Свет, который ждали с нетерпением, появляется лишь  на несколько часов. В основном,  керосиновая лампа. Откуда поступал керосин? Его привозили в определенных цистернах из тех пунктов, где была железная дорога. Даже керосин выдавали по 3-4 литра.  Это были 1953- 1954- е годы.
    Именно в эти годы по селам ездили заготовители и собирали продналог: молоко,  масло.  Сдавали молочные продукты: молоко, масло только те,  у кого были  коровы. Взамен нам, детям,  сборщик молочных продуктов выдавал глиняные свистульки. Детвора радовалась.
   Дети послевоенных лет  прошли очень сложную жизнь, именно те времена, когда страна поднималась из руин.  Они были находчивые, самостоятельные.  Особенно в тех, отдалённых местах от цивилизации, мы мало знали о том, что происходит в стране. Играть на улице  приходилось редко, только летом, потому что  легкие ватные пальтишки, платки, валенки нас согревали только в движении. А зимы в те годы были лютые. Глубокие снежные колеи, высокие намёты, откуда надо было вытаскивать машины с продуктами.  Часами простаивали на морозе груженые машины, ожидая помощи.
У нас не было игрушек. Сами делали куколок, сшивали из лоскутков одеяльце, платьице. Сооружали кроватки земельные, столики, скамейки. Играть на улице нем приходилось редко. Многие не имели теплой одежды. Лёгкие ватные пальтишки, платки, валенки нас согревали только в движении.

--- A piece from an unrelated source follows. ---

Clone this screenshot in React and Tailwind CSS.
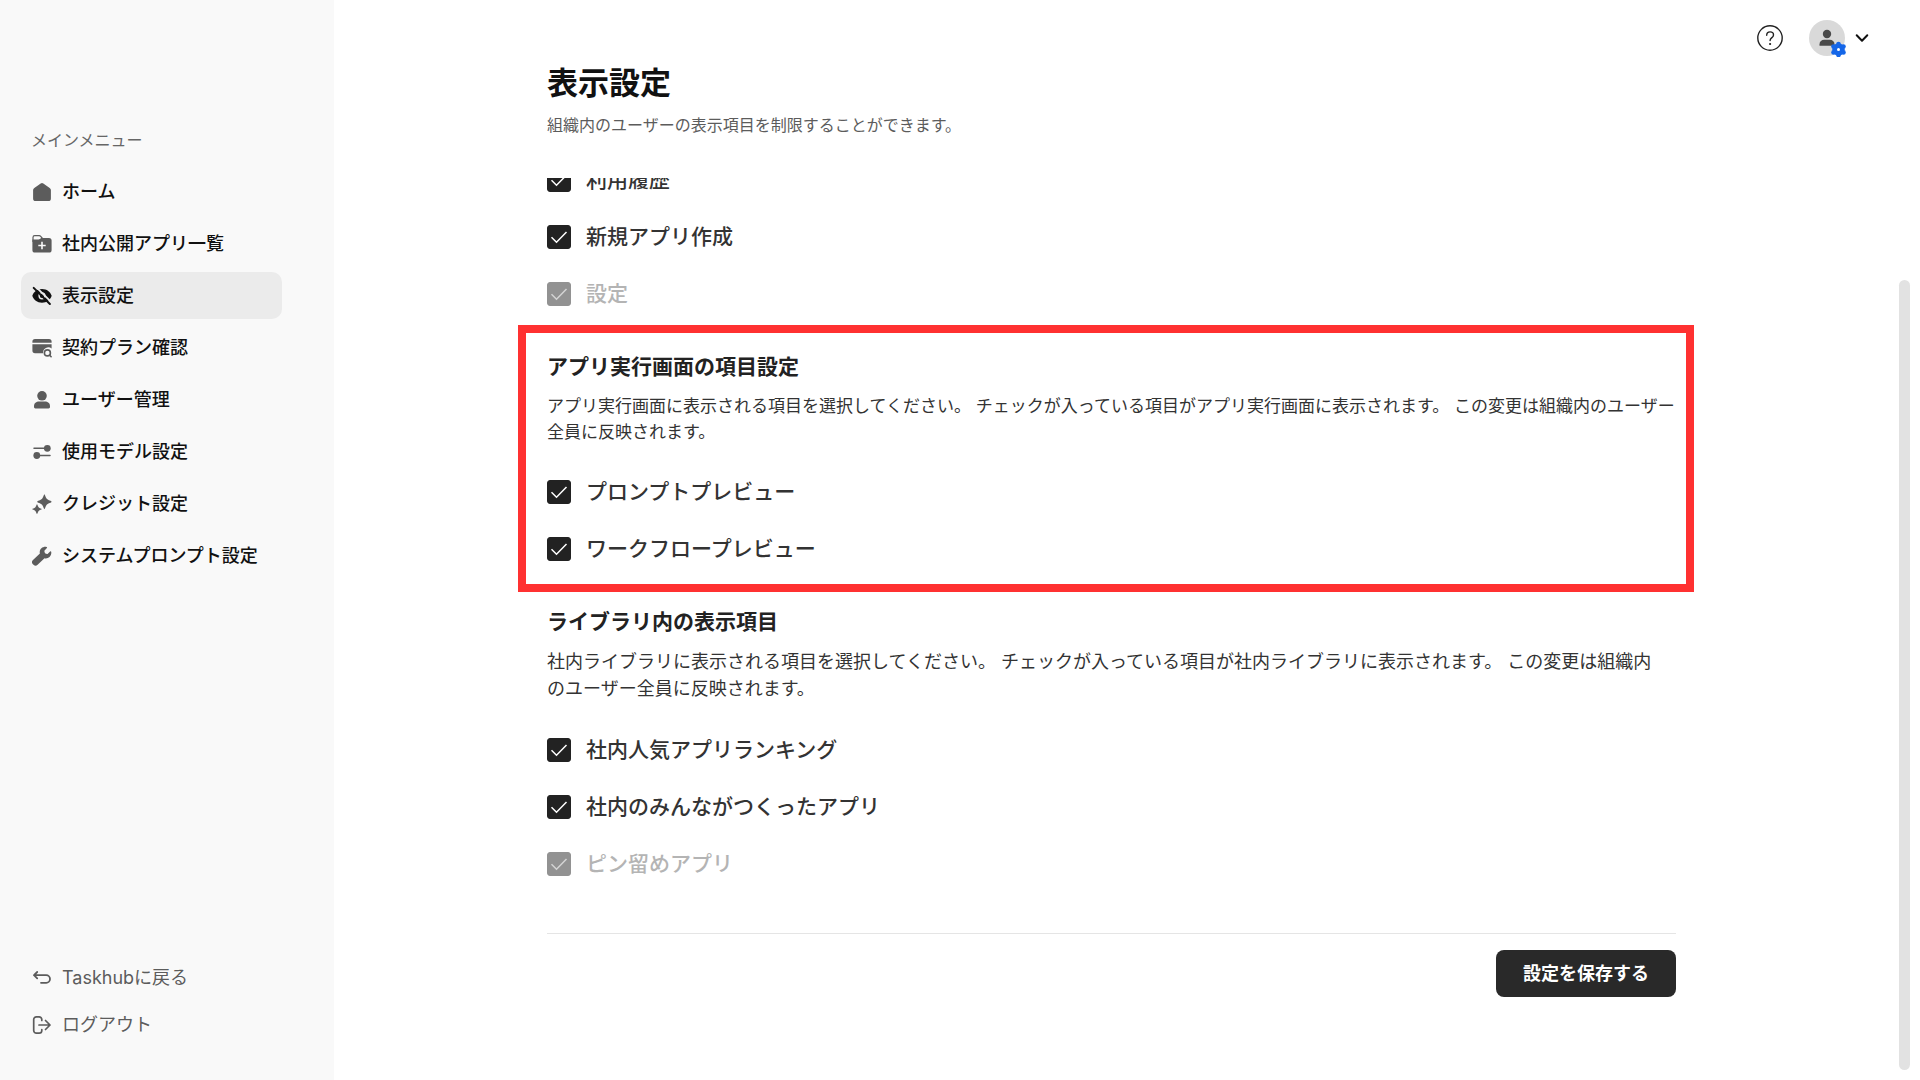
function HomeIcon() {
  return (
    <svg viewBox="0 0 20 20" className="size-5" fill="currentColor" aria-hidden="true">
      <path d="M8.700 1.400a2.200 2.200 0 0 1 2.600 0l6.400 4.500c.8.5 1.200 1.300 1.200 2.200v8.400a2.600 2.600 0 0 1-2.600 2.600H3.700a2.600 2.600 0 0 1-2.600-2.600V8.100c0-.9.4-1.700 1.200-2.200z" />
    </svg>
  );
}

function FolderPlusIcon() {
  return (
    <svg viewBox="0 0 20 20" className="size-5" aria-hidden="true">
      <path d="M1 8V3.400A1.700 1.700 0 0 1 2.700 1.700h4.600c.6 0 1 .2 1.400.6L10.500 4.500" fill="none" stroke="currentColor" strokeWidth="1.200" />
      <path
        fill="currentColor"
        fillRule="evenodd"
        d="M.4 5.400h6.200c.5 0 .9-.2 1.300-.5l1.300-1h7.800a2.600 2.600 0 0 1 2.600 2.600v9.500a2.600 2.600 0 0 1-2.600 2.600H3A2.600 2.600 0 0 1 .4 16zM9.200 7.800v2.900H6.300v1.600h2.900v2.900h1.600v-2.900h2.900v-1.600h-2.900V7.800z"
      />
    </svg>
  );
}

function HiddenIcon() {
  return (
    <svg viewBox="0 0 20 20" className="size-5" aria-hidden="true">
      <path
        fill="currentColor"
        fillRule="evenodd"
        d="M10 3c4.900 0 8.400 2.900 9.700 6.800-1.300 4-4.800 6.900-9.700 6.900S1.600 13.800.3 9.800C1.600 5.900 5.100 3 10 3zm0 3.200a3.600 3.600 0 1 0 0 7.200 3.600 3.600 0 0 0 0-7.200z"
      />
      <circle cx="10" cy="9.800" r="2.200" fill="currentColor" />
      <path d="M3.700.7 20.300 17" stroke="#ebebeb" strokeWidth="1.800" />
      <path d="M1.700 1.900 17.900 18" stroke="currentColor" strokeWidth="2" strokeLinecap="round" />
    </svg>
  );
}

function PlanIcon() {
  return (
    <svg viewBox="0 0 20 20" className="size-5" fill="currentColor" aria-hidden="true">
      <path d="M3 .9h14a2.600 2.600 0 0 1 2.600 2.600v1.200H.4V3.500A2.600 2.600 0 0 1 3 .9zM.4 6.300h19.200v4.100a5.400 5.400 0 0 0-8.500 4.800H3A2.600 2.600 0 0 1 .4 12.600z" />
      <circle cx="15.400" cy="14.900" r="3" fill="none" stroke="currentColor" strokeWidth="1.600" />
      <path d="M17.500 17l1.600 1.700" stroke="currentColor" strokeWidth="1.600" strokeLinecap="round" />
    </svg>
  );
}

function UserIcon() {
  return (
    <svg viewBox="0 0 20 20" className="size-5" fill="currentColor" aria-hidden="true">
      <circle cx="10" cy="5.800" r="4.800" />
      <path d="M2 16.300c0-3.200 2.400-4.700 5-4.700h6c2.600 0 5 1.500 5 4.700v.7c0 .8-.6 1.400-1.400 1.400H3.400c-.8 0-1.400-.6-1.400-1.400z" />
    </svg>
  );
}

function ModelIcon() {
  return (
    <svg viewBox="0 0 20 20" className="size-5" fill="currentColor" aria-hidden="true">
      <circle cx="15.300" cy="6.300" r="3.400" />
      <circle cx="4.800" cy="13.500" r="3.400" />
      <path d="M2 6.300h11M7 13.500h11" stroke="currentColor" strokeWidth="1.500" strokeLinecap="round" />
    </svg>
  );
}

function SparkleIcon() {
  return (
    <svg viewBox="0 0 20 20" className="size-5" fill="currentColor" aria-hidden="true">
      <path d="M12.400.2c.5 0 .9 2.700 2.300 4.500 1.600 1.700 4.900 2 4.900 3s-3.300 1.300-4.900 3c-1.400 1.800-1.800 4.500-2.300 4.500s-.9-2.700-2.300-4.500c-1.600-1.700-4.900-2-4.900-3s3.300-1.300 4.900-3c1.400-1.800 1.800-4.500 2.300-4.500z" />
      <path d="M5 10.200c.4 0 .7 1.800 1.600 3 1.100 1.200 3.200 1.300 3.200 1.900s-2.100.7-3.200 1.800c-.9 1.200-1.200 3-1.600 3s-.7-1.800-1.600-3c-1.100-1.100-3.200-1.200-3.200-1.800s2.100-.7 3.200-1.900c.9-1.200 1.200-3 1.600-3z" />
    </svg>
  );
}

function WrenchIcon() {
  return (
    <svg viewBox="0 0 20 20" className="size-5" fill="currentColor" aria-hidden="true">
      <path d="M14.600.9c.5.100.7.700.3 1.100l-2.300 2.500c-.2.200-.3.500-.2.800l.4 1.500c.1.400.4.600.7.700l1.500.4c.3.100.6 0 .8-.2l2.300-2.300c.4-.4 1-.2 1.100.3.400 2.100-.3 4.100-1.700 5.400-1.400 1.300-3.300 1.700-5 1.200L5.600 18.700a2.900 2.900 0 0 1-4.100 0l-.6-.5a2.900 2.900 0 0 1 .1-4.100l6.900-6.500c-.5-1.900 0-3.900 1.500-5.300C10.800 1 12.800.5 14.600.9z" />
    </svg>
  );
}

function BackIcon() {
  return (
    <svg viewBox="0 0 20 20" className="size-5" fill="none" stroke="currentColor" strokeWidth="1.800" strokeLinecap="round" strokeLinejoin="round" aria-hidden="true">
      <path d="M5.200 4 2 7.200l3.200 3.200M2 7.200h12.200a3.800 3.800 0 0 1 0 7.600H9" />
    </svg>
  );
}

function LogoutIcon() {
  return (
    <svg viewBox="0 0 20 20" className="size-5" fill="none" stroke="currentColor" strokeWidth="1.700" strokeLinecap="round" strokeLinejoin="round" aria-hidden="true">
      <path d="M9.800 5.400V4.500a2.700 2.700 0 0 0-2.700-2.700H4.400a2.700 2.700 0 0 0-2.700 2.700v11a2.700 2.700 0 0 0 2.700 2.700h2.700a2.700 2.700 0 0 0 2.700-2.700v-.9" />
      <path d="M7 10h11M13.500 5.500 18 10l-4.500 4.500" />
    </svg>
  );
}

const menuItems = [
  { label: "ホーム", icon: <HomeIcon /> },
  { label: "社内公開アプリ一覧", icon: <FolderPlusIcon /> },
  { label: "表示設定", icon: <HiddenIcon />, active: true },
  { label: "契約プラン確認", icon: <PlanIcon /> },
  { label: "ユーザー管理", icon: <UserIcon /> },
  { label: "使用モデル設定", icon: <ModelIcon /> },
  { label: "クレジット設定", icon: <SparkleIcon /> },
  { label: "システムプロンプト設定", icon: <WrenchIcon /> },
];

function Sidebar() {
  return (
    <aside className="flex w-[334px] shrink-0 flex-col bg-[#f9f9f9] pt-32 pb-8 text-lg">
      <p className="px-[31px] text-base leading-6 text-[#666]">メインメニュー</p>
      <nav className="mt-4 flex flex-col gap-[5px] pr-[52px] pl-[21px]">
        {menuItems.map((item) => (
          <a
            key={item.label}
            href="#"
            className={`flex h-[47px] items-center gap-[10px] rounded-[10px] px-[11px] font-medium text-[#111] ${item.active ? "bg-[#ebebeb]" : ""}`}
          >
            <span className={item.active ? "text-[#111]" : "text-[#5c5c5c]"}>{item.icon}</span>
            {item.label}
          </a>
        ))}
      </nav>

      {/* Footer links */}
      <div className="mt-auto flex flex-col pl-8 text-[#5c5c5c]">
        <a href="#" className="flex h-[47px] items-center gap-[10px]">
          <BackIcon />
          Taskhubに戻る
        </a>
        <a href="#" className="flex h-[47px] items-center gap-[10px]">
          <LogoutIcon />
          ログアウト
        </a>
      </div>
    </aside>
  );
}

function Header() {
  return (
    <header className="flex items-center justify-end pt-[19px] pr-[50px]">
      <button type="button" aria-label="ヘルプ" className="text-[#222]">
        <svg viewBox="0 0 26 26" className="size-[26px]" fill="none" stroke="currentColor" strokeWidth="1.400" strokeLinecap="round">
          <circle cx="13" cy="13" r="12.200" />
          <path d="M9.700 10.200c0-2 1.400-3.300 3.400-3.300s3.400 1.200 3.400 3c0 1.500-.9 2.200-1.900 3-.9.700-1.500 1.300-1.500 2.600" />
          <circle cx="13.100" cy="19" r="1.100" fill="currentColor" stroke="none" />
        </svg>
      </button>
      <button type="button" aria-label="アカウント" className="ml-[25px] flex items-center gap-2">
        <svg viewBox="0 0 38 38" className="size-[38px]">
          <circle cx="19" cy="19" r="18" fill="#d9d9d9" />
          <circle cx="19" cy="15" r="4.200" fill="#4a4a4a" />
          <path d="M11.500 26.700v-1.500c0-2.800 2.200-4.400 4.700-4.400h5.600c2.500 0 4.700 1.600 4.700 4.400v1.500z" fill="#4a4a4a" />
          <g fill="#1566e8" transform="translate(30.500 30.500)">
            <circle r="6.200" />
            <circle cx="0" cy="-5.500" r="2.300" />
            <circle cx="0" cy="5.500" r="2.300" />
            <circle cx="5" cy="-2.900" r="2.300" />
            <circle cx="5" cy="2.900" r="2.300" />
            <circle cx="-5" cy="-2.900" r="2.300" />
            <circle cx="-5" cy="2.900" r="2.300" />
            <circle r="1.500" fill="#fff" />
          </g>
        </svg>
        <svg viewBox="0 0 16 16" className="size-4" fill="none" stroke="#111" strokeWidth="2" strokeLinecap="round" strokeLinejoin="round">
          <path d="M2.700 5.300 8 10.700l5.300-5.400" />
        </svg>
      </button>
    </header>
  );
}

function CheckRow({ label, disabled }) {
  return (
    <label className={`flex h-6 items-center gap-[15px] text-[21px] font-medium ${disabled ? "text-[#b4b4b4]" : "text-[#333]"}`}>
      <span className="grid">
        <input
          type="checkbox"
          defaultChecked
          disabled={disabled}
          className="peer col-start-1 row-start-1 size-6 appearance-none rounded-[3px] border border-[#222] checked:bg-[#222] disabled:border-[#929292] disabled:checked:bg-[#929292]"
        />
        <svg
          viewBox="0 0 24 24"
          className="pointer-events-none invisible col-start-1 row-start-1 size-6 text-white peer-checked:visible peer-disabled:text-[#d4d4d4]"
          fill="none"
          stroke="currentColor"
          strokeWidth="1.500"
          aria-hidden="true"
        >
          <path d="M4.500 12.300 9.500 17.300 19.500 7" />
        </svg>
      </span>
      {label}
    </label>
  );
}

function SectionTitle({ children }) {
  return <h2 className="text-[21px] leading-7 font-bold text-[#222]">{children}</h2>;
}

export default function App() {
  return (
    <div className="flex h-screen min-h-[1060px] bg-white font-['Inter','Noto_Sans_CJK_JP',sans-serif]" lang="ja">
      <Sidebar />

      <main className="flex min-w-0 flex-1 flex-col">
        <Header />

        <div className="flex min-h-0 flex-1 pr-[10px]">
          <div className="flex min-w-0 flex-1 flex-col items-center pr-[10px]">
            <div className="flex min-h-0 w-full max-w-[1129px] flex-1 flex-col">
              <h1 className="mt-2 text-[31px] leading-9 font-bold text-[#111]">表示設定</h1>
              <p className="mt-3 text-base leading-6 text-[#5c5c5c]">
                組織内のユーザーの表示項目を制限することができます。
              </p>

              {/* Scrolled list */}
              <div className="-mx-[29px] mt-[41px] min-h-0 flex-1 overflow-hidden px-[29px]">
                <div className="-mt-[10px] flex flex-col gap-[33px]">
                  <CheckRow label="利用履歴" />
                  <CheckRow label="新規アプリ作成" />
                  <CheckRow label="設定" disabled />
                </div>

                <section className="-mr-[18px] -ml-[29px] mt-[19px] border-8 border-[#ff3131] pt-5 pr-[7px] pb-[23px] pl-[21px]">
                  <SectionTitle>アプリ実行画面の項目設定</SectionTitle>
                  <p className="mt-3 text-[17px] leading-[26px] text-[#333]">
                    アプリ実行画面に表示される項目を選択してください。 チェックが入っている項目がアプリ実行画面に表示されます。
                    この変更は組織内のユーザー全員に反映されます。
                  </p>
                  <div className="mt-[35px] flex flex-col gap-[33px]">
                    <CheckRow label="プロンプトプレビュー" />
                    <CheckRow label="ワークフロープレビュー" />
                  </div>
                </section>

                <section className="mt-4">
                  <SectionTitle>ライブラリ内の表示項目</SectionTitle>
                  <p className="mt-3 text-lg leading-[27px] text-[#333]">
                    社内ライブラリに表示される項目を選択してください。 チェックが入っている項目が社内ライブラリに表示されます。
                    この変更は組織内
                    <br />
                    のユーザー全員に反映されます。
                  </p>
                  <div className="mt-9 flex flex-col gap-[33px]">
                    <CheckRow label="社内人気アプリランキング" />
                    <CheckRow label="社内のみんながつくったアプリ" />
                    <CheckRow label="ピン留めアプリ" disabled />
                  </div>
                </section>

                <div className="mt-[57px] flex justify-end border-t border-[#e5e5e5] pt-4">
                  <button type="button" className="h-[47px] rounded-lg bg-[#292929] px-[27px] text-lg font-bold text-white">
                    設定を保存する
                  </button>
                </div>
              </div>
            </div>
          </div>

          {/* Scrollbar */}
          <div className="flex w-[11px] flex-col pt-[223px] pb-[10px]">
            <div className="flex-1 rounded-full bg-[#e2e2e2]" />
          </div>
        </div>
      </main>
    </div>
  );
}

Иногда, по осени приезжала машина, гружённая макухой. Она была сырьём для корма скота. Мы, ребятишки, с нетерпением ждали эту машину, чтобы выпросить кружок макухи  (это отходы от выжатых семечек). Она имела вкусный запах семечек. Кое-где можно было увидеть частички дробленых зернышек, которые были для нас лакомством.
Моё детство – это, пожалуй,  сон. Он снится мне иногда, напоминая далекие  послевоенные годы.